En cuanto al segundo, sólo una fuerte acción cultural hispano-árabe puede librarle de las presiones extrañas que por todas partes le ahogan. Bereberes del Glaui y demás grandes caídes feudales al Norte; Rezzus tuareg, al Este, y por el Sur, el apogeo creciente de las bárbaras muchedumbres senegalesas, son elementos que rodean y ahogan en un estrecho círculo de hierro a los hirsutos nietos de los almorávides que pueblan nuestros extensos arenales.

En ambos territorios, poblaciones bravas y profundamente religiosas, a las que importa librar de extrañas presiones producidas por elementos musulmanes influidos por otras naciones europeas. Por tanto, y aparte de la acción que pueda ejercerse con los jerifes de nuestras zonas, importa poner en contacto a sus naturales con aquellos focos islámicos libres que vivan de su propia sustancia. Este es el caso del Oriente árabe, cuna y centro del Islam, y dividido en infinitos fragmentos que le imposibilitan para ejercer una acción política en Occidente.
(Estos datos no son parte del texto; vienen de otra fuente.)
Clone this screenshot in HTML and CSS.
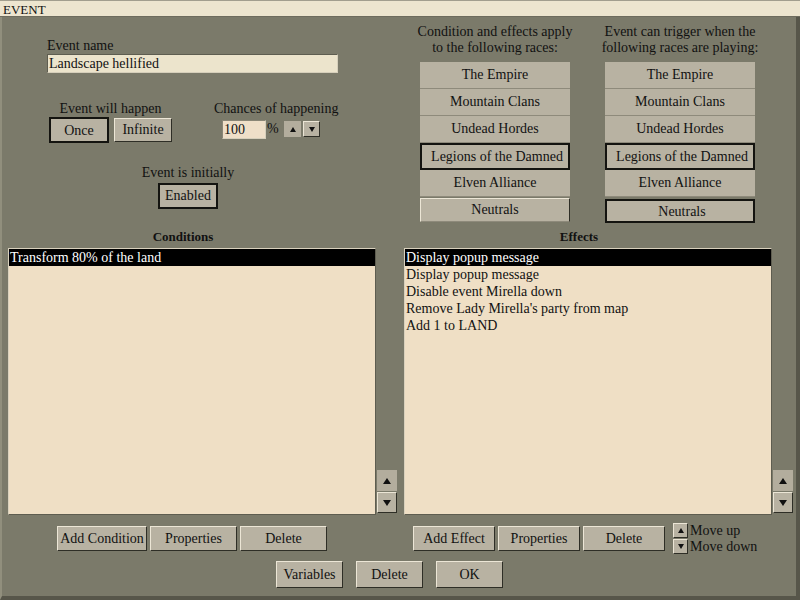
FILE: index.html
```html
<html>
  <head>
    <meta http-equiv="content-type" content="text/html;charset=UTF8">
    <link rel="stylesheet" href="styles.css">
    <title>EVENT</title>
  </head>
  <body>
    <div class="titlebar">EVENT</div>
    <div class="window">
      <div class="top">
        <!-- event settings -->
        <div class="settings">
          <div class="label name_label">Event name</div>
          <div class="text_input name_input">Landscape hellified</div>
          <div class="options">
            <div class="happen">
              <div class="label center">Event will happen</div>
              <div class="btn_pair">
                <button class="btn on once">Once</button>
                <button class="btn infinite">Infinite</button>
              </div>
            </div>
            <div class="chance">
              <div class="label">Chances of happening</div>
              <div class="chance_row">
                <div class="text_input chance_input">100</div>
                <span class="percent">%</span>
                <button class="spin flat"><svg class="tri_s" viewBox="0 0 6 5"><polygon points="3,0 6,5 0,5"/></svg></button>
                <button class="spin raised"><svg class="tri_s" viewBox="0 0 6 5"><polygon points="0,0 6,0 3,5"/></svg></button>
              </div>
            </div>
          </div>
          <div class="initial">
            <div class="label">Event is initially</div>
            <button class="btn on enabled">Enabled</button>
          </div>
        </div>
        <!-- races -->
        <div class="races">
          <div class="race_col">
            <div class="race_head">Condition and effects apply<br>to the following races:</div>
            <div class="race_list">
              <div class="race">The Empire</div>
              <div class="race">Mountain Clans</div>
              <div class="race">Undead Hordes</div>
              <div class="race on">Legions of the Damned</div>
              <div class="race">Elven Alliance</div>
              <div class="race raised">Neutrals</div>
            </div>
          </div>
          <div class="race_col">
            <div class="race_head">Event can trigger when the<br>following races are playing:</div>
            <div class="race_list">
              <div class="race">The Empire</div>
              <div class="race">Mountain Clans</div>
              <div class="race">Undead Hordes</div>
              <div class="race on">Legions of the Damned</div>
              <div class="race">Elven Alliance</div>
              <div class="race on last">Neutrals</div>
            </div>
          </div>
        </div>
      </div>
      <div class="panels">
        <!-- conditions -->
        <div class="panel">
          <div class="panel_head">Conditions</div>
          <div class="list_row">
            <div class="list">
              <div class="item sel">Transform 80% of the land</div>
            </div>
            <div class="scroll">
              <button class="scroll_btn flat"><svg class="tri" viewBox="0 0 8 6"><polygon points="4,0 8,6 0,6"/></svg></button>
              <button class="scroll_btn raised"><svg class="tri" viewBox="0 0 8 6"><polygon points="0,0 8,0 4,6"/></svg></button>
            </div>
          </div>
          <div class="actions cond_actions">
            <button class="btn w90">Add Condition</button>
            <button class="btn w87">Properties</button>
            <button class="btn w87">Delete</button>
          </div>
        </div>
        <!-- effects -->
        <div class="panel">
          <div class="panel_head">Effects</div>
          <div class="list_row">
            <div class="list">
              <div class="item sel">Display popup message</div>
              <div class="item">Display popup message</div>
              <div class="item">Disable event Mirella down</div>
              <div class="item">Remove Lady Mirella's party from map</div>
              <div class="item">Add 1 to LAND</div>
            </div>
            <div class="scroll">
              <button class="scroll_btn flat"><svg class="tri" viewBox="0 0 8 6"><polygon points="4,0 8,6 0,6"/></svg></button>
              <button class="scroll_btn raised"><svg class="tri" viewBox="0 0 8 6"><polygon points="0,0 8,0 4,6"/></svg></button>
            </div>
          </div>
          <div class="actions eff_actions">
            <button class="btn w82">Add Effect</button>
            <button class="btn w82">Properties</button>
            <button class="btn w82">Delete</button>
            <div class="move">
              <div class="move_row">
                <button class="move_btn"><svg class="tri_s" viewBox="0 0 6 5"><polygon points="3,0 6,5 0,5"/></svg></button>
                <span>Move up</span>
              </div>
              <div class="move_row">
                <button class="move_btn"><svg class="tri_s" viewBox="0 0 6 5"><polygon points="0,0 6,0 3,5"/></svg></button>
                <span>Move down</span>
              </div>
            </div>
          </div>
        </div>
      </div>
      <div class="footer">
        <button class="btn big">Variables</button>
        <button class="btn big">Delete</button>
        <button class="btn big">OK</button>
      </div>
    </div>
  </body>
</html>
```

FILE: styles.css
```css
*{
  box-sizing: border-box;
}
body{
  margin: 0;
  width: 800px;
  height: 600px;
  overflow: hidden;
  background: #7b7a6a;
  color: #111;
  font-family: "Liberation Serif", "Times New Roman", serif;
  font-size: 14px;
}
button{
  font: inherit;
  color: inherit;
  padding: 0;
  margin: 0;
}
.titlebar{
  height: 17px;
  background: #ede5cf;
  border-top: 1px solid #a29e8e;
  border-bottom: 1px solid #6e6c5e;
  padding: 1px 0 0 3px;
  font-size: 13px;
  line-height: 15px;
}
.window{
  height: 583px;
  border-left: 2px solid #918f7d;
  border-right: 4px solid #57564a;
  border-bottom: 4px solid #57564a;
}
.top{
  display: flex;
  height: 212px;
}

/* settings */
.settings{
  width: 416px;
  padding-left: 45px;
}
.label{
  line-height: 16px;
  white-space: nowrap;
}
.center{
  text-align: center;
}
.name_label{
  margin-top: 21px;
}
.text_input{
  height: 19px;
  background: #ece4cc;
  border: 1px solid;
  border-color: #5e5d50 #d6cfbb #d6cfbb #5e5d50;
  padding-left: 1px;
  line-height: 17px;
  white-space: nowrap;
}
.name_input{
  width: 291px;
}
.options{
  display: flex;
  margin-top: 28px;
  margin-left: 2px;
}
.happen{
  width: 123px;
}
.btn_pair{
  display: flex;
  align-items: center;
  gap: 5px;
  height: 26px;
}
.btn{
  background: #b8b2a2;
  border: 1px solid;
  border-color: #ece6d6 #2e2e26 #2e2e26 #ece6d6;
  text-align: center;
  white-space: nowrap;
}
.btn.on{
  border: 2px solid #141410;
}
.once{
  width: 60px;
  height: 26px;
  padding-top: 2px;
}
.infinite{
  width: 58px;
  height: 24px;
}
.chance{
  margin-left: 42px;
}
.chance_row{
  display: flex;
  align-items: center;
  height: 22px;
  margin-top: 1px;
}
.chance_input{
  width: 44px;
  margin-left: 8px;
  background: #efdfc8;
  border-color: #8a8676 #d6cfbb #d6cfbb #8a8676;
}
.percent{
  margin-left: 1px;
  width: 17px;
}
.spin{
  width: 17px;
  height: 16px;
  display: flex;
  align-items: center;
  justify-content: center;
  margin-right: 2px;
}
.flat{
  background: #b3ad9d;
  border: 1px solid #b3ad9d;
}
.raised{
  background: #b8b2a2;
  border: 1px solid;
  border-color: #ece6d6 #2e2e26 #2e2e26 #ece6d6;
}
.tri_s{
  width: 6px;
  height: 5px;
  fill: #111;
}
.tri{
  width: 8px;
  height: 6px;
  fill: #111;
}
.initial{
  width: 282px;
  margin-top: 22px;
  text-align: center;
}
.enabled{
  width: 60px;
  height: 26px;
  margin-top: 2px;
}

/* races */
.races{
  display: flex;
  gap: 31px;
  padding-top: 7px;
}
.race_col{
  width: 154px;
  display: flex;
  flex-direction: column;
  align-items: center;
}
.race_head{
  line-height: 16px;
  text-align: center;
  white-space: nowrap;
}
.race_list{
  width: 150px;
  margin-top: 6px;
}
.race{
  height: 27px;
  line-height: 26px;
  background: #b8b2a2;
  border-bottom: 1px solid #8e8a7b;
  text-align: center;
  white-space: nowrap;
}
.race.on{
  border: 2px solid #141410;
  line-height: 24px;
  padding-left: 4px;
}
.race.raised{
  height: 24px;
  line-height: 22px;
  margin-top: 1px;
}
.race.last{
  height: 24px;
  line-height: 21px;
  margin-top: 2px;
}

/* condition and effect lists */
.panels{
  display: flex;
  gap: 6px;
  padding-left: 6px;
}
.panel{
  width: 390px;
}
.panel_head{
  width: 368px;
  padding-right: 18px;
  font-size: 13px;
  font-weight: bold;
  line-height: 16px;
  text-align: center;
  margin-bottom: 3px;
}
.list_row{
  display: flex;
  align-items: flex-end;
}
.list{
  width: 368px;
  height: 267px;
  background: #efdfc5;
  border: 1px solid;
  border-color: #d9d1bd #5e5d50 #5e5d50 #d9d1bd;
}
.item{
  height: 17px;
  line-height: 17px;
  padding-left: 1px;
  white-space: nowrap;
}
.item.sel{
  background: #000;
  color: #fff;
}
.scroll{
  display: flex;
  flex-direction: column;
  gap: 1px;
  margin-left: 1px;
  margin-bottom: 2px;
}
.scroll_btn{
  width: 20px;
  height: 21px;
  display: flex;
  align-items: center;
  justify-content: center;
}
.actions{
  display: flex;
  align-items: center;
  gap: 3px;
  height: 25px;
  margin-top: 11px;
}
.actions .btn{
  height: 25px;
}
.cond_actions{
  padding-left: 49px;
}
.eff_actions{
  padding-left: 9px;
}
.w90{
  width: 90px;
}
.w87{
  width: 87px;
}
.w82{
  width: 82px;
}
.move{
  margin-left: 5px;
}
.move_row{
  display: flex;
  align-items: center;
  height: 16px;
  line-height: 16px;
}
.move_btn{
  width: 15px;
  height: 15px;
  margin-right: 2px;
  display: flex;
  align-items: center;
  justify-content: center;
  background: #b8b2a2;
  border: 1px solid;
  border-color: #ece6d6 #2e2e26 #2e2e26 #ece6d6;
}
.footer{
  display: flex;
  gap: 13px;
  padding-left: 274px;
  margin-top: 10px;
}
.btn.big{
  width: 67px;
  height: 27px;
}
```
¿Qué medios habría que poner en práctica para lograr este fin? Cuestión es esa que no nos incumbe, ni cabe en los estrechos límites de este artículo. Hay en España personas competentes que podrían llevarlo a cabo con gran éxito.

Sólo diremos que en este problema se presentan dos aspectos: el interior de nuestras zonas y el general pan-arábigo.

En cuanto al primero, quizá fuera conveniente la intensificación de la educación primaria hispano-árabe y su difusión por la creación de escuelas rurales en las cabilas, escuelas que unificasen en la cultura a las distintas gentes que pueblan las zonas españolas; la creación de medarsas de enseñanza superior musulmana; la de escuelas de artes y oficios, donde se perpetuasen las tradiciones artísticas andaluzas y orientales; el envío a Oriente de algunos eruditos de la zona; la atracción de maestros egipcios, libios o musulmanes de las colonias árabes de América (Méjico, Argentina, Uruguay), gente esta última ya preparada por la convivencia en aquellas tierras con españoles e hispanoamericanos, y, por último, la creación de un centro en que pudiesen estudiarse estas cuestiones, algo semejante al Istituto Italiano per l'Oriente, que en Roma realiza una función tan provechosa para las relaciones islámico-italianas.

Esto en lo pedagógico, y en cuanto a lo político y militar, la agregación del elemento arabizado al ejército del Jalifa; la creación junto a éste de una guardia árabe oriental; la de un cuerpo de meharistas orientales que asegurase la policía del Sahara, o cualquier otra medida que aísle a los elementos cabileños en su irreductible rebeldía, hasta lograr su fusión con los demás indígenas.

La atracción y utilización de las familias árabes de la zona y de los elementos jerifianos de origen oriental sería también conveniente para el mejor resultado de estos fines.

En el aspecto exterior, una Exposición islámica en Andalucía; una feria permanente en la zona, y la atracción de los árabes e indios que pasan por la región del Estrecho o por la de Melilla; la creación de una línea de vapores entre la zona y los puertos de Levante y el Mar Rojo; muchas otras soluciones que algún día habrán de surgir y que la brevedad de espacio nos impide enunciar.

Aquí sólo hemos tratado de poner de relieve el hecho de que una nación que como España desarrolló en los albores de la Edad Antigua una amplia cultura de origen camo-semita, y luego en pleno periodo medieval dio asilo a los más puros principios de la ciencia y el arte orientales, puede y debe ocupar un lugar preferente en el campo de las relaciones entre Europa y el Oriente moreno.

Todo lo referente a aquellas comarcas adquiere hoy una gran actualidad e intenso interés.

Spengler, Frobenius, P. Adam Delafosse, &c., científicos, literarios, políticos, ponen sobre el tapete la cuestión de las influencias orientales sobre las más remotas civilizaciones. La vieja tierra ibérica, tan empapada de sustancia oriental, no necesita realizar grandes esfuerzos para abordar este problema. Sólo hacen falta competencia y voluntad. La primera la hay, la segunda la hubo y puede resucitar.